I’ve adapted to a lot of changes in journalism — as an example, when I started here at the Sentinel in 1986, we still had people working in the back laying out the pages by hand with galleys (strips of news articles) and actual photos that we cropped by hand. (No, we were not chipping it out on stone tablets.)
I like computers. I much prefer them over typewriters. I like digital cameras over film cameras — saves so much time and you don’t get those chemicals all over your clothes while developing pictures. I love e-mail and Google is a godsend.
So why can I not get excited about ebooks?
I prefer to buy or borrow a real book and read it, not call it up on a screen. If I buy it, I can hang onto it and read it whenever I want, whether that’s as soon as I get home or five or 10 years from now. I can get any book that’s ever been published, if the store or library can get a hold of it. I don’t need a wireless hookup, electricity or even batteries to read. It doesn’t cost me anything to sit with a book in my hand.
I’ve seen these Nooks and Kindles — small and portable, for sure.
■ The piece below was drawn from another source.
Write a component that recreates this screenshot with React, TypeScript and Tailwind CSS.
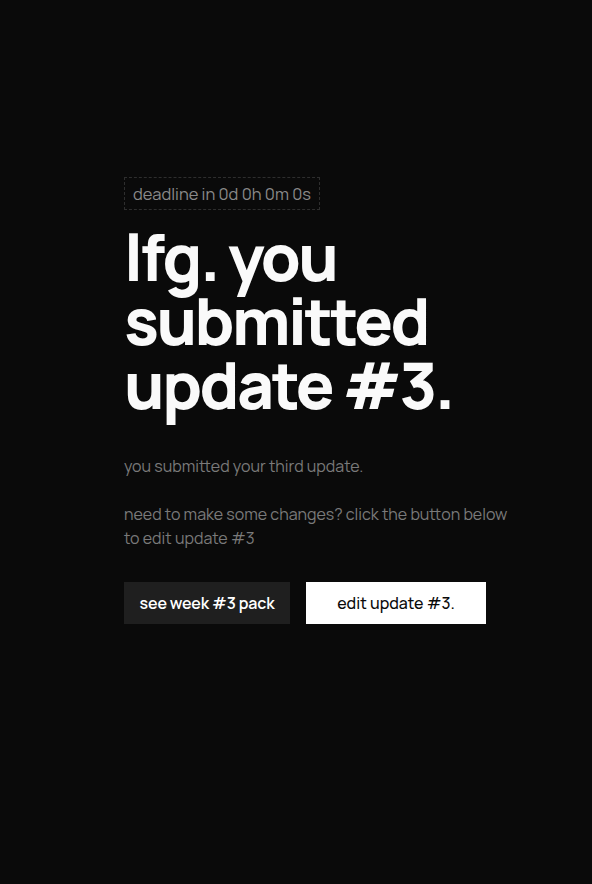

That’s one advantage they have over books. You can store a multitude of books on them and just have to carry the one thin electronic device. I shudder each time I think of moving my massive book collection. I’ve weeded out so many the past few years; if I’d kept them all, I could’ve opened my own library.
So the devices have their merits, but I’m still not sold.
First, you can’t get every book online, I think most of the more recently published books are available online, but it depends on the author and the publishers. JK Rowling famously wouldn’t allow the Harry Potter series to be reproduced electronically until she created Pottermore, and I’m sure there are other books you can’t get online. What about the classics? Can they be reproduced electronically? What about obscure novels I may hear about, and want to read; I’ll probably only be able to get them in a real book.
Second there’s price: where a book will cost me somewhere between 25 cents and $30, one of those little electronic devices runs over $100. Then you still have to buy the “books” online. What if I drop the thing? If I’m lucky, it will survive the fall; if not, I have a damaged device that may not work. If I drop a book, I may scrunch the spine, I may rip the cover, but I’ll still be able to read it.
Fortunately, even if you destroy the device, you don’t lose all the books you’ve purchased. They are stored online, sort of like your e-mail messages, and you can access them from any device with the right software. (Thanks, Paula, for the explanation.)
Then there’s the eternal conundrum of the latest technology. As soon as you buy something, they come out with something else that’s better and faster and what you bought is obsolete and maybe not even operational with the new technology in two years. Not a big fan of that constant change.
As you can see, I have a lot of questions and a lot of problems about this whole ebooks thing. While I weigh the pros and cons of it all, I think I’ll curl up with a good book. You know, pages and ink.